Example minimal schema (JSON Schema style):

{
  "type": "object",
  "required": ["title","price_cents","currency"],
  "properties": {
    "title": {"type":"string","maxLength":120},
    "price_cents": {"type":"integer","minimum":0},
    "currency": {"type":"string","enum":["USD","EUR","GBP"]},
    "tags": {"type":"array","items":{"type":"string"}}
  }
}

Minimal vs. over-specified schema tradeoffs
Approach	Pros	Cons
Minimal schema	Flexible, easier to satisfy, quick to iterate	May miss edge-case validation
Strict schema	Stronger guarantees, safer downstream	Harder for model to satisfy; more remediations

Map prompts and examples to schema fields

Design prompts so the model outputs fields that directly match schema keys. Use explicit instructions, labeled examples, and format guards.

Prompt template: show the schema and state “Return JSON matching this schema exactly.”
Few-shot examples: include 3–5 correct examples covering normal and boundary cases.
Prompt-scoped constraints: restate type and range requirements inline for tricky fields.

Concrete prompt fragment:

Return a JSON object matching the schema:
{
 "title": "string, max 120 chars",
 "price_cents": "integer, >= 0",
 "currency": "one of USD, EUR, GBP"
}
Example:
{"title":"...", "price_cents": 1999, "currency":"USD"}
Now convert the product description into the schema JSON.

Enforce schema during generation

Prefer generation controls that constrain output shape before or during sampling. Two practical strategies:

Structured decoders / reliably parseable formats: instruct the model to output strict JSON, YAML, or protocol-buffer-like text.
Token-level constraints: if your inference stack supports it, restrict tokens to a grammar that matches the schema (or use a deterministic serializer).

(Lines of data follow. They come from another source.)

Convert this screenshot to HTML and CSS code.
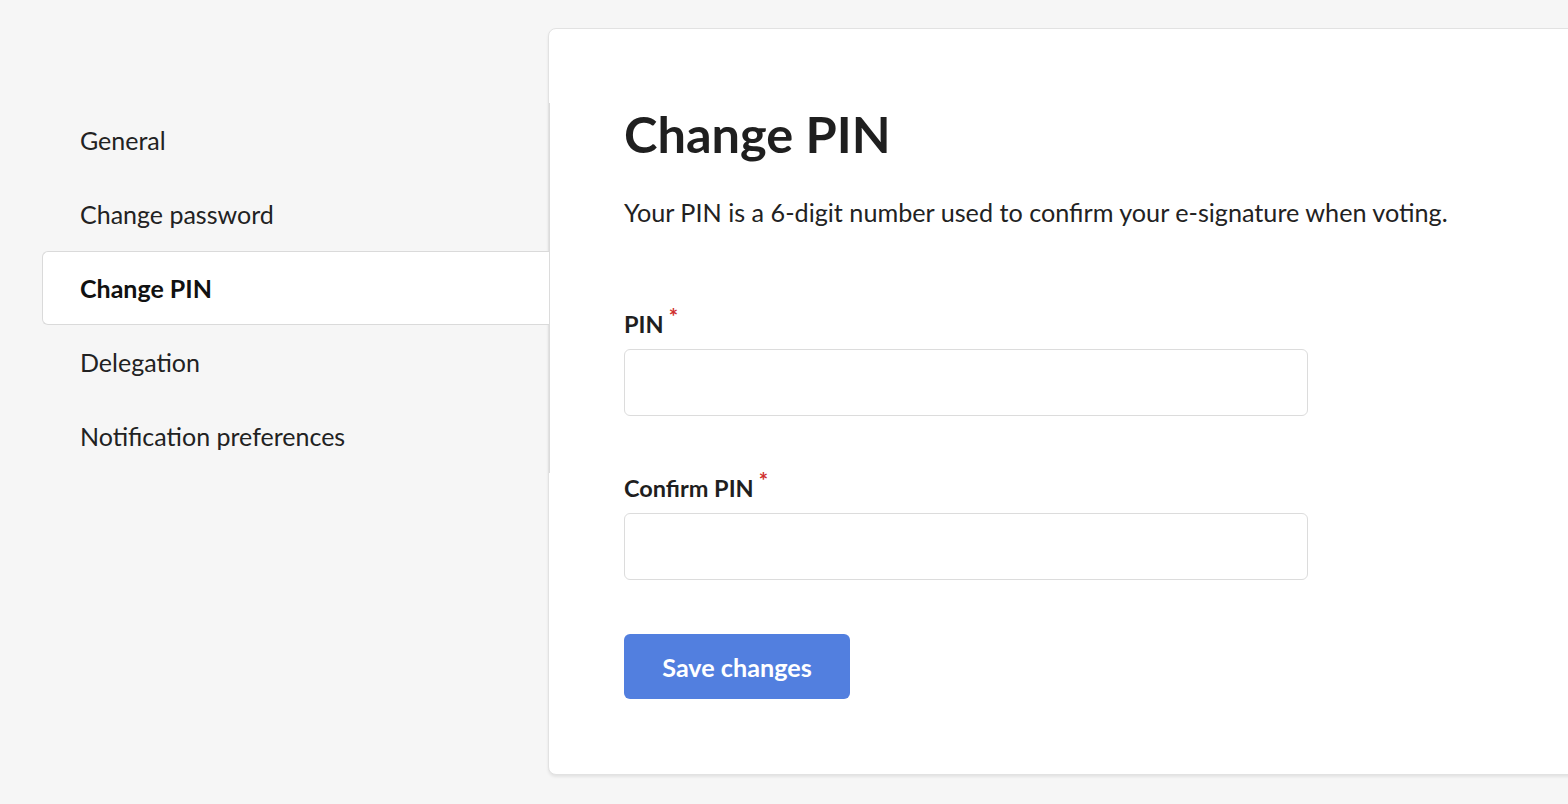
FILE: index.html
```html
<!DOCTYPE html>
<html>
<head>
<meta charset="utf-8">
<link rel="stylesheet" href="styles.css">
</head>
<body>
<div class="layout">
  <nav class="side">
    <a class="side-item">General</a>
    <a class="side-item">Change password</a>
    <a class="side-item active">Change PIN</a>
    <a class="side-item">Delegation</a>
    <a class="side-item">Notification preferences</a>
  </nav>
  <main class="card">
    <h1 class="title">Change PIN</h1>
    <p class="desc">Your PIN is a 6-digit number used to confirm your e-signature when voting.</p>
    <div class="field first">
      <label class="label">PIN<span class="req">*</span></label>
      <input class="input" type="password">
    </div>
    <div class="field">
      <label class="label">Confirm PIN<span class="req">*</span></label>
      <input class="input" type="password">
    </div>
    <button class="btn">Save changes</button>
  </main>
</div>
</body>
</html>
```
FILE: styles.css
```css
html, body {
  margin: 0;
  padding: 0;
  background: #f6f6f6;
  font-family: Lato, "Noto Sans", sans-serif;
  color: #1f1f1f;
  overflow: hidden;
  height: 804px;
}
.layout {
  display: flex;
  align-items: flex-start;
}
.side {
  flex: 0 0 auto;
  margin-left: 42px;
  margin-top: 103px;
  width: 508px;
  box-sizing: border-box;
  border-right: 1px solid #dcdcdc;
  display: flex;
  flex-direction: column;
  position: relative;
  z-index: 2;
  margin-right: -2px;
}
.side-item {
  display: block;
  height: 74px;
  line-height: 72px;
  padding-left: 37px;
  font-size: 25px;
  color: #222;
  box-sizing: border-box;
  border: 1px solid transparent;
  border-right: none;
  white-space: nowrap;
}
.side-item.active {
  background: #fff;
  border-color: #dadada;
  border-radius: 6px 0 0 6px;
  font-weight: 700;
  color: #111;
}
.card {
  flex: 0 0 auto;
  margin-top: 28px;
  width: 1060px;
  height: 747px;
  box-sizing: border-box;
  background: #fff;
  border: 1px solid #e2e2e2;
  border-radius: 8px;
  box-shadow: 0 2px 3px rgba(0,0,0,0.08);
  padding: 75px 0 0 75px;
  position: relative;
  z-index: 1;
}
.title {
  margin: 0;
  font-size: 50.5px;
  font-weight: 700;
  line-height: 60px;
  color: #1f1f1f;
}
.desc {
  margin: 33px 0 0 0;
  font-size: 25.2px;
  line-height: 30px;
  color: #222;
}
.field {
  display: flex;
  flex-direction: column;
  margin-top: 57px;
}
.field.first {
  margin-top: 82px;
}
.label {
  font-size: 23.5px;
  font-weight: 700;
  line-height: 30px;
  color: #1f1f1f;
  margin-bottom: 9px;
}
.req {
  color: #d0312d;
  font-size: 22px;
  font-weight: 700;
  position: relative;
  top: -8px;
  margin-left: 5px;
}
.input {
  width: 684px;
  height: 67px;
  box-sizing: border-box;
  border: 1px solid #dcdcdc;
  border-radius: 6px;
  background: #fff;
  outline: none;
}
.btn {
  margin-top: 54px;
  width: 226px;
  height: 65px;
  background: #527fdf;
  color: #fff;
  border: none;
  border-radius: 6px;
  font-family: Lato, "Noto Sans", sans-serif;
  font-size: 25.2px;
  font-weight: 700;
  display: block;
}
```
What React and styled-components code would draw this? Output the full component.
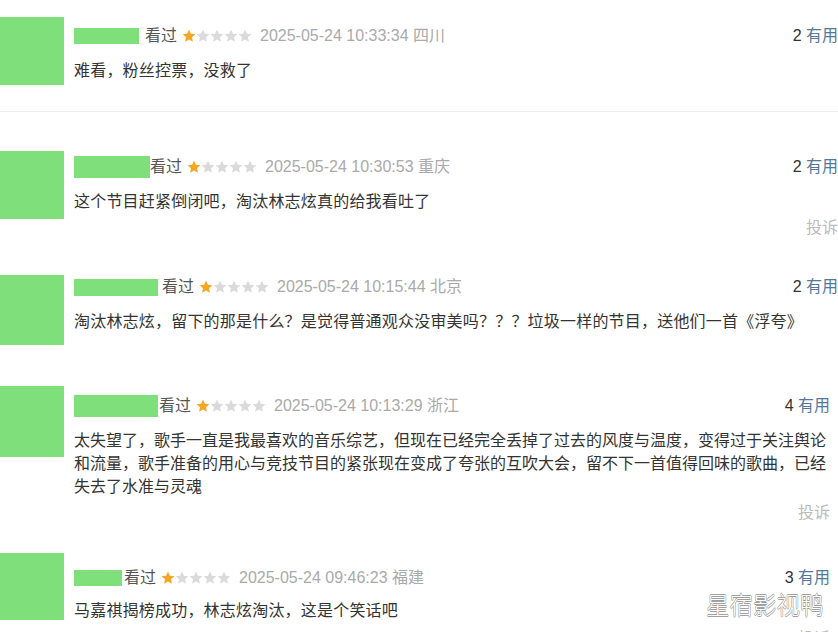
import React from "react";
import styled, { createGlobalStyle } from "styled-components";

const GlobalStyle = createGlobalStyle`
  html, body {
    margin: 0;
    padding: 0;
    background: #fff;
  }
  body {
    font-family: "Liberation Sans", "Noto Sans CJK SC", sans-serif;
  }
`;

const reviews = [
  {
    top: 0,
    avatarH: 68,
    padTop: 7,
    bar: { w: 65, h: 16, gap: 6 },
    date: "2025-05-24 10:33:34 四川",
    votes: 2,
    text: "难看，粉丝控票，没救了",
    textTop: 10,
    right: 0,
    divider: true,
  },
  {
    top: 39,
    avatarH: 68,
    padTop: 4,
    bar: { w: 76, h: 22, gap: 0 },
    date: "2025-05-24 10:30:53 重庆",
    votes: 2,
    text: "这个节目赶紧倒闭吧，淘汰林志炫真的给我看吐了",
    textTop: 10,
    report: 4,
    right: 0,
  },
  {
    top: 39,
    avatarH: 70,
    padTop: 0,
    bar: { w: 84, h: 17, gap: 4 },
    date: "2025-05-24 10:15:44 北京",
    votes: 2,
    text: "淘汰林志炫，留下的那是什么？是觉得普通观众没审美吗？？？垃圾一样的节目，送他们一首《浮夸》",
    textTop: 10,
    right: 0,
  },
  {
    top: 41,
    avatarH: 71,
    padTop: 8,
    bar: { w: 84, h: 22, gap: 1 },
    date: "2025-05-24 10:13:29 浙江",
    votes: 4,
    text: "太失望了，歌手一直是我最喜欢的音乐综艺，但现在已经完全丢掉了过去的风度与温度，变得过于关注舆论和流量，歌手准备的用心与竞技节目的紧张现在变成了夸张的互吹大会，留不下一首值得回味的歌曲，已经失去了水准与灵魂",
    textTop: 10,
    spacing: 0,
    report: 4,
    right: 8,
  },
  {
    top: 32,
    avatarH: 67,
    padTop: 13,
    bar: { w: 48, h: 16, gap: 2 },
    date: "2025-05-24 09:46:23 福建",
    votes: 3,
    text: "马嘉祺揭榜成功，林志炫淘汰，这是个笑话吧",
    textTop: 8,
    report: 6,
    right: 8,
  },
];

function Star({ on }) {
  return (
    <svg width="14" height="14" viewBox="0 0 24 24">
      <polygon
        points="12,1 15.2,8.2 23,9 17.1,14.2 18.7,22 12,18 5.3,22 6.9,14.2 1,9 8.8,8.2"
        fill={on ? "#f5a623" : "#dadada"}
      />
    </svg>
  );
}

function Review({ r }) {
  return (
    <>
      <Card $top={r.top} $right={r.right}>
        <Avatar $h={r.avatarH} />
        <Body $pad={r.padTop}>
          <Header>
            <NameBar $w={r.bar.w} $h={r.bar.h} $gap={r.bar.gap} />
            <Watched>看过</Watched>
            <Stars>
              {[0, 1, 2, 3, 4].map((i) => (
                <Star key={i} on={i === 0} />
              ))}
            </Stars>
            <DateText>{r.date}</DateText>
            <Votes>
              {r.votes} <Useful>有用</Useful>
            </Votes>
          </Header>
          <Content $top={r.textTop} $spacing={r.spacing ?? 0.2}>
            {r.text}
          </Content>
          {r.report !== undefined && <Report $top={r.report}>投诉</Report>}
        </Body>
      </Card>
      {r.divider && <Divider />}
    </>
  );
}

export default function App() {
  return (
    <>
      <GlobalStyle />
      <Page>
        {reviews.map((r, i) => (
          <Review key={i} r={r} />
        ))}
        <Watermark>星宿影视鸭</Watermark>
      </Page>
    </>
  );
}

const Page = styled.div`
  position: relative;
  width: 838px;
  height: 632px;
  overflow: hidden;
  padding-top: 17px;
  box-sizing: border-box;
  background: #fff;
`;

const Card = styled.div`
  display: flex;
  align-items: flex-start;
  gap: 10px;
  margin-top: ${(p) => p.$top}px;
  padding-right: ${(p) => p.$right}px;
`;

const Avatar = styled.div`
  flex: none;
  width: 64px;
  height: ${(p) => p.$h}px;
  background: #7fe07b;
`;

const Body = styled.div`
  flex: 1;
  min-width: 0;
  padding-top: ${(p) => p.$pad}px;
`;

const Header = styled.div`
  display: flex;
  align-items: center;
  height: 24px;
  font-size: 16px;
  line-height: 24px;
  white-space: nowrap;
`;

const NameBar = styled.div`
  flex: none;
  width: ${(p) => p.$w}px;
  height: ${(p) => p.$h}px;
  margin-right: ${(p) => p.$gap}px;
  background: #7fe07b;
`;

const Watched = styled.span`
  color: #555;
  margin-right: 5px;
`;

const Stars = styled.span`
  display: flex;
  margin-right: 8px;
`;

const DateText = styled.span`
  color: #aaa;
`;

const Votes = styled.span`
  margin-left: auto;
  color: #333;
`;

const Useful = styled.span`
  color: #52799b;
`;

const Content = styled.div`
  margin-top: ${(p) => p.$top}px;
  font-family: "Noto Sans CJK SC", sans-serif;
  font-size: 16px;
  line-height: 23px;
  letter-spacing: ${(p) => p.$spacing}px;
  color: #333;
`;

const Report = styled.div`
  margin-top: ${(p) => p.$top}px;
  text-align: right;
  font-family: "Noto Sans CJK SC", sans-serif;
  font-size: 16px;
  line-height: 20px;
  color: #bbb;
`;

const Divider = styled.div`
  height: 1px;
  margin-top: 26px;
  background: #eeeeee;
`;

const Watermark = styled.div`
  position: absolute;
  left: 706px;
  top: 590px;
  font-family: "Noto Sans CJK SC", sans-serif;
  font-weight: 300;
  font-size: 23.5px;
  line-height: 28px;
  color: #fff;
  text-shadow: 0.6px 0 0 #a0a0a0, -0.6px 0 0 #a0a0a0, 0 0.6px 0 #a0a0a0,
    0 -0.6px 0 #a0a0a0;
`;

When available, use model features or libraries that support constrained decoding. If not, structure prompts and examples to make the desired shape extremely likely.

Validate outputs and automate remediation

Always validate generated outputs against the schema. Automate remediation paths for common failures.

Validation step: run a JSON Schema validator or equivalent immediately after generation.
Remediation strategies:
- Retry with additional clarification prompt (explicitly fix failing field).
- Auto-correct simple violations (trim strings, coerce numeric types).
- Human-in-the-loop for ambiguous or high-risk failures.

Small automated remediations reduce latency and human effort. Log all failures and remediations for analytics.

Example remediation decision table
Failure type	Action
Missing required field	Retry once with focused prompt to produce the field
Type mismatch (string vs number)	Attempt coercion; if fails, escalate
Violates regex/length	Truncate or re-prompt for concise value

Version, document, and test schemas

Treat schemas like APIs: version them, publish change logs, and maintain test suites. Include example inputs and expected outputs for each schema version.

Versioning: semantic versioning for breaking vs. additive changes (e.g., v1.0.0 → v1.1.0 → v2.0.0).
Documentation: clear field descriptions, examples, and expected failure modes.
Tests: unit tests, fuzz tests with adversarial inputs, and regression suites against stored model outputs.

Store schemas in a central registry (Git + CI) so each change triggers validation and test runs across prompt templates and examples.

Measure consistency and iterate

Define metrics to track schema adherence and output quality over time. Use those metrics to prioritize schema or prompt changes.

Key metrics:
- Schema pass rate (% of generations that validate)
- Per-field error rates
- Time-to-remediation and human intervention rate
Collect examples of failures and categorize them for root-cause analysis.
Iterate: adjust prompts, add examples, loosen or tighten schema constraints based on observed error patterns.

Common pitfalls and how to avoid them

Ambiguous field names — use explicit, self-documenting keys and add descriptions.
Overly strict schema — start minimal and add constraints only when necessary.
Insufficient examples — include edge cases and failure-mode examples in your few-shot set.
Relying solely on post-hoc parsing — enforce shape during generation where possible.
No monitoring — log schema validation stats and alert on regressions.
Silent auto-corrections — always log and surface automated fixes for review.

Implementation checklist

Define a minimal machine-readable schema (types, constraints, examples).
Create prompt templates that reference the schema and include examples.
Implement generation-time constraints where supported.
Add automated validation and remediation logic with clear logging.
Version schemas, document changes, and add tests in CI.
Instrument metrics for schema pass rate and per-field errors.
Review failure logs and iterate on prompts and schema regularly.

FAQ

Q: How strict should my schema be initially?: A: Start minimal — only required fields and basic types — then tighten constraints based on observed failures.
Q: Can I use non-JSON schemas?: A: Yes. JSON is common, but you can use YAML, protocol buffers, or any structured format as long as validation is automated.
Q: What if the model ignores the schema instruction?: A: Use stronger controls: better examples, constrained decoding if available, or automated remediation and human review for critical cases.
Q: How do I handle frequent schema changes?: A: Use semantic versioning, backward-compatible additions where possible, and migration tooling for consumers.
Q: Which metrics matter most?: A: Schema pass rate, per-field error rate, human escalation rate, and mean time to remediation are primary indicators.